While President Biden could have planned better for evacuations, the Afghanistan current situation was not his fault. It’s what happens when the dotard makes his bad deals and crap.
And
I saw an article from fact check dot org that went over all of this and I can probably find that after work today, but the thing is, the invasion of the Taliban into Afghanistan was actually the dotard’s fault.
Just because they’re not signed, doesn’t mean they don’t follow the guidelines and ideals. And if the US did sign off on these all the wing-nuts and anti-globalists will start crying that we’re folding to the One World Government.
Don’t know if it put it that starkly, but there is some truth to the idea that international treaties have political landmines. There are consequences to signing or not signing. Have your examined the track record of everyone who has signed? How many are signing so they get a favor from China, instead of signing for truly humanitarian reasons? I’m not defending the US on this, and I could into our internal politics as well, and show that we are a monolith, we have groups that disagree for political and power reasons within our borders too.
So, once again, DJ brings up something new, distracts from earlier questions, leaves dialog untouched and just throws another wrench in, claiming it explains everything and shows up everyone else.
If you are going to comment on a thread about Afghanistan, you should know how that country’s borders were created. You should google that. I’m not here to give you history lessons.
This is just basic ability to read and comprehend. Obviously, mrmhead is not “one of those”. It’s becoming increasingly obvious that you are not capable of participating in these discussions.
One thing this new forum doesn’t do, is show you a status of a user. Even if someone is completely banned, we will leave their posts in place, for continuity of threads. We now have more tools, like we can temporarily “silence” a member. You won’t hear from DJ for a little bit, but he can read your posts.
He was trolling, arguing with moderators, and when he did make a lengthy post with some substnace, it was a cut-and-paste job with no attribution.
We can have global commerce without using the foreign policy of the last 70 years. As for “equal rights” , being the world’s police force has not worked out well in the long run.
Not accurate. The ethnic groups in the region have been exactly where they are since the silk road era at least. The region has always been known as chaotic. The British came up with the Durrand line – which is the border between Afghanistan and Pakistan, but the people who live there have never recognized it.
Afghanistan has been a name on a map for a long time but never a nation in practice.
Evacuation fiasco:
If one expected the Afghan gov’t and military to hold up longer than 11 days, the evacuation would be slower and more controlled, orderly.
If American lives were in imminent danger, I don’t think anyone would have recommended a military pullout.
I had also read on another board, without references, that the previous administration didn’t even start the visa process for the interpreters which is lending to delays and confusion. Without any info, I don’t know what prep-work could have been done, and what impact that would have - but given the previous administrations xenophobia, I wouldn’t put it past them to ignore those people.

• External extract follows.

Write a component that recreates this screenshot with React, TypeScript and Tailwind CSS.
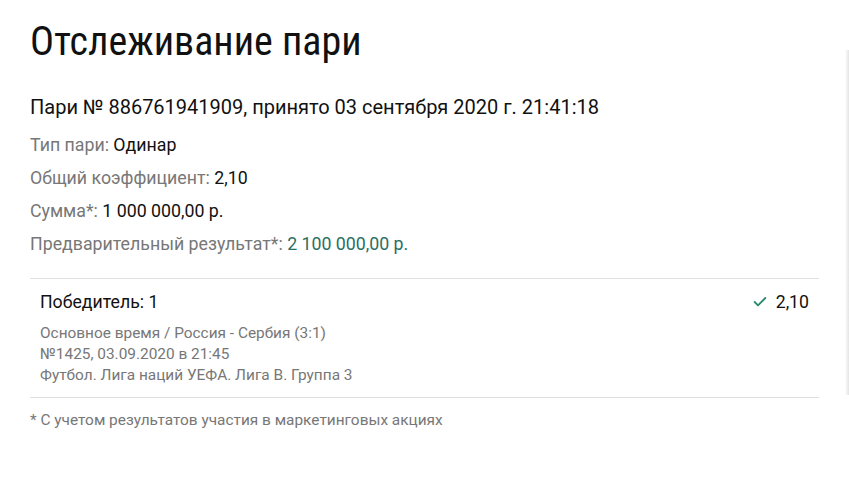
import { Check } from "lucide-react";

const details = [
  { label: "Тип пари:", value: "Одинар" },
  { label: "Общий коэффициент:", value: "2,10" },
  { label: "Сумма*:", value: "1 000 000,00 р." },
];

export default function App() {
  return (
    <div
      className="flex min-h-[477px] bg-white text-[#111]"
      style={{ fontFamily: "Roboto, 'Liberation Sans', sans-serif" }}
    >
      <div className="flex-1 pl-[30px] pr-[26px] pt-[18px]">
        <h1 className="text-[40px] leading-[48px] font-normal font-stretch-semi-condensed">
          Отслеживание пари
        </h1>

        <h2 className="mt-[28px] text-[20px] leading-[26px]">
          Пари № 886761941909, принято 03 сентября 2020 г. 21:41:18
        </h2>

        {/* Bet summary */}
        <div className="mt-[9px] text-[17.75px] leading-[33px]">
          {details.map((row) => (
            <div key={row.label}>
              <span className="text-[#777]">{row.label}</span> {row.value}
            </div>
          ))}
          <div>
            <span className="text-[#777]">Предварительный результат*:</span>{" "}
            <span className="text-[#2b6e62]">2 100 000,00 р.</span>
          </div>
        </div>

        {/* Event */}
        <div className="mt-[17px] border-y border-[#e0e0e0] px-[10px] pt-[11px] pb-[11px]">
          <div className="flex items-center justify-between text-[17.7px] leading-[24px]">
            <span>Победитель: 1</span>
            <span className="flex items-center gap-[8px]">
              <Check className="h-[16px] w-[16px] text-[#2b8a6e]" strokeWidth={2.75} />
              2,10
            </span>
          </div>
          <div className="mt-[9px] text-[15.4px] leading-[21px] text-[#777]">
            <div>Основное время / Россия - Сербия (3:1)</div>
            <div>№1425, 03.09.2020 в 21:45</div>
            <div>Футбол. Лига наций УЕФА. Лига B. Группа 3</div>
          </div>
        </div>

        <p className="mt-[11px] text-[15.4px] leading-[22px] text-[#777]">
          * С учетом результатов участия в маркетинговых акциях
        </p>
      </div>

      {/* edge shadow of the neighbouring panel */}
      <div className="mt-[50px] h-[345px] w-[4px] bg-gradient-to-r from-white to-[#e4e4e4]" />
    </div>
  );
}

The other day an Afghan war vet came through my line and we were talking. I compared what was happening to the Fall of Saigon and she said, “It is Vietnam all over again.” Ironically, the vet was younger than I am and she understood what I was saying. It’s been hard on her, she said, but thank me for my support. All I said, was, “it must be hard seeing all this go down.” adding that I can’t imagine how she was feeling. I avoid giving the traditional “Thank you for your service” crap. Most are actually tired of hearing it. I try to give honest support and not just lip service.

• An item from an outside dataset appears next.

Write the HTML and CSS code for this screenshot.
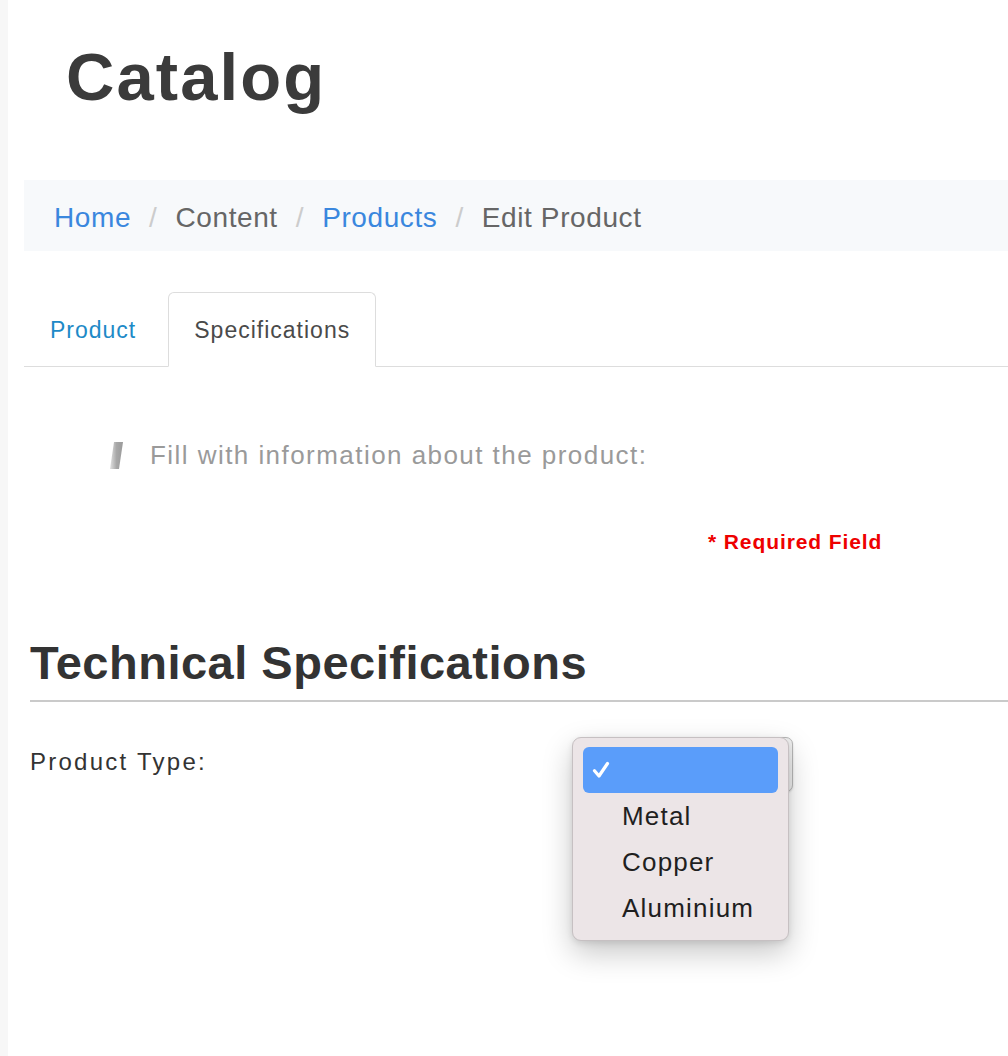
FILE: index.html
```html
<!DOCTYPE html>
<html lang="en">
<head>
<meta charset="utf-8">
<title>Catalog</title>
<link rel="stylesheet" href="styles.css">
</head>
<body>
<div class="page">
  <h1 class="title">Catalog</h1>

  <nav class="breadcrumb">
    <a class="crumb link" href="#">Home</a>
    <span class="sep">/</span>
    <span class="crumb">Content</span>
    <span class="sep">/</span>
    <a class="crumb link" href="#">Products</a>
    <span class="sep">/</span>
    <span class="crumb">Edit Product</span>
  </nav>

  <ul class="tabs">
    <li class="tab"><a href="#">Product</a></li>
    <li class="tab active"><a href="#">Specifications</a></li>
  </ul>

  <div class="info">
    <svg class="info-mark" width="14" height="28" viewBox="0 0 14 28">
      <defs>
        <linearGradient id="g" x1="0" y1="0" x2="1" y2="0">
          <stop offset="0" stop-color="#e2e2e2"/>
          <stop offset="0.5" stop-color="#a8a8a8"/>
          <stop offset="1" stop-color="#9a9a9a"/>
        </linearGradient>
      </defs>
      <polygon points="4,0 13,0 9,27 0,27" fill="url(#g)"/>
    </svg>
    <span class="info-text">Fill with information about the product:</span>
  </div>

  <div class="required">* Required Field</div>

  <section class="specs">
    <h2 class="specs-title">Technical Specifications</h2>
    <hr class="rule">
    <div class="field-row">
      <label class="field-label">Product Type:</label>
      <div class="select">
        <div class="popup">
          <div class="option selected">
            <svg class="check" width="19" height="18" viewBox="0 0 19 18"><path d="M2.5 9.8 L7 15 L15.5 2.5" fill="none" stroke="#fff" stroke-width="3.2" stroke-linecap="round" stroke-linejoin="round"/></svg>
          </div>
          <div class="option">Metal</div>
          <div class="option">Copper</div>
          <div class="option">Aluminium</div>
        </div>
      </div>
    </div>
  </section>
</div>
</body>
</html>
```

FILE: styles.css
```css
html, body {
  margin: 0;
  padding: 0;
}
body {
  background: #f7f7f7;
  font-family: "Liberation Sans", Arial, sans-serif;
}
.page {
  margin-left: 8px;
  min-height: 1056px;
  background: #ffffff;
  padding-left: 16px;
  padding-top: 37px;
  box-sizing: border-box;
  overflow: hidden;
}
.title {
  margin: 0 0 0 42px;
  font-size: 67px;
  line-height: 80px;
  font-weight: 700;
  letter-spacing: 2.1px;
  color: #3b3b3b;
}
.breadcrumb {
  margin-top: 63px;
  background: #f7f9fb;
  padding: 20px 0 16px 30px;
  display: flex;
  align-items: baseline;
  font-size: 28px;
  line-height: 35px;
  letter-spacing: 0.6px;
}
.crumb {
  color: #666666;
  text-decoration: none;
}
.crumb.link {
  color: #3a87de;
}
.sep {
  color: #cccccc;
  margin: 0 11px;
  padding: 0 7px;
}
.tabs {
  list-style: none;
  margin: 41px 0 0 0;
  padding: 0;
  display: flex;
  border-bottom: 1px solid #dddddd;
}
.tab {
  margin-bottom: -1px;
  margin-right: 6px;
  border: 1px solid transparent;
  border-radius: 6px 6px 0 0;
}
.tab a {
  display: block;
  padding: 22px 25px 21px 25px;
  font-size: 23px;
  line-height: 30px;
  letter-spacing: 1px;
  color: #1d8ac7;
  text-decoration: none;
}
.tab.active {
  border-color: #dddddd #dddddd #ffffff #dddddd;
  background: #ffffff;
}
.tab.active a {
  color: #4a4a4a;
}
.info {
  margin-top: 72px;
  padding-left: 86px;
  display: flex;
  align-items: center;
  gap: 26px;
}
.info-mark {
  display: block;
  flex: none;
  margin-top: 2px;
}
.info-text {
  font-size: 26px;
  line-height: 32px;
  letter-spacing: 1.45px;
  color: #9a9a9a;
}
.required {
  margin-top: 58px;
  padding-left: 684px;
  font-size: 21px;
  line-height: 26px;
  font-weight: 700;
  letter-spacing: 0.9px;
  color: #ee0000;
}
.specs {
  margin-top: 80px;
  margin-left: 6px;
}
.specs-title {
  margin: 0;
  font-size: 47px;
  line-height: 56px;
  font-weight: 700;
  letter-spacing: 0.5px;
  color: #333333;
}
.rule {
  margin: 9px 0 0 0;
  border: 0;
  height: 2px;
  background: #cacaca;
}
.field-row {
  margin-top: 35px;
  display: grid;
  grid-template-columns: 553px auto;
  align-items: start;
}
.field-label {
  padding-top: 11px;
  font-size: 24px;
  line-height: 28px;
  letter-spacing: 2.25px;
  color: #333333;
}
.select {
  position: relative;
  width: 210px;
  height: 55px;
  box-sizing: border-box;
  border: 1px solid #b9b9b9;
  border-radius: 7px;
  background: #f2f2f2;
  box-shadow: 0 1px 2px rgba(0, 0, 0, 0.15);
}
.popup {
  position: absolute;
  left: -12px;
  top: -1px;
  width: 217px;
  box-sizing: border-box;
  padding: 9px 10px 9px 10px;
  background: #ece5e7;
  border: 1px solid #c6c0c2;
  border-radius: 9px;
  box-shadow: 0 12px 30px rgba(0, 0, 0, 0.22), 0 2px 6px rgba(0, 0, 0, 0.1);
}
.option {
  height: 46px;
  padding-left: 39px;
  font-size: 26px;
  line-height: 46px;
  letter-spacing: 1.2px;
  color: #1f1f1f;
  position: relative;
}
.option.selected {
  background: #5a9dfa;
  border-radius: 6px;
}
.check {
  position: absolute;
  left: 9px;
  top: 14px;
}
```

Still, I could see she was holding back tears, but it was obvious she experienced trauma, struggling with the current situation, and probably will continue to struggle for a while. I feel bad for all of them, especially since it was a war that should have never been fought- at least by the U.S.
Vietnamese weren’t fighting for communism. They were fighting another invader in a long line of invaders.
Don’t count on it. Afghans are a devout people but generally not extremist. Taliban is not seen as the worst thing by most Afghans, including the women. Also, the idea that muslim women are desperate to be liberated from Islam is really ridiculous chauvinism that needs to be put to rest.
It is true freedom and human rights are better, but those are broad terms that mean different things to different people. Our way of life is not appealing to everyone. Or even most people worldwide.
I suppose it was a little bit of dramatization and interpretation. Here’s some info:
Blockquote Olivia Troye tweeted that Stephen Miller, a senior adviser to former President Donald Trump, teamed up with “enablers” to undermine anyone trying to get the allies out by “devastating” the special immigrant visa system at the departments of State and Homeland Security.
“Stephen Miller would peddle his racist hysteria about Iraq & Afghanistan,”
…
State Department spokesman Ned Price this week said the Biden administration inherited a special immigrant visa system that had chronic shortages in staffing, lacked a coordinating official and had a bureaucratic 14-step process that was enshrined in statute.
At Biden’s direction, Price said, the administration added resources and made enough changes to shave more than a year off the average processing time.
No they were fighting French colonialism, but they adopted Chinese communism as a means to independence. What they got was a nation dependent on China and one with a communist government. The Vietnamese folks I know, some of whom return to Vietnam to visit family every year, say Vietnam is half communist and half capitalist and the only good part is capitalist. These people don’t talk about the child sex trafficking and other government corruption problems shown on US TV.
Oh sure, we can see the videos of the girls and women just begging to be allowed to quit school and be proud to be good uneducated invisible Muslim women. I have a hard time understanding just who it is that forces them to go to school and makes them want to participate in a society that under Islamic law relegates them to second class, actually no class, property of their father or husband.
I liked the part where the Taliban leader said women would have all the rights provided under Islamic law. Is there any question about what he meant?
Can you show us any video or report that the Taliban have had to set up additional immigration vetting stations to service all those who want to get in and enjoy the advantages of living in a strict Islamic state?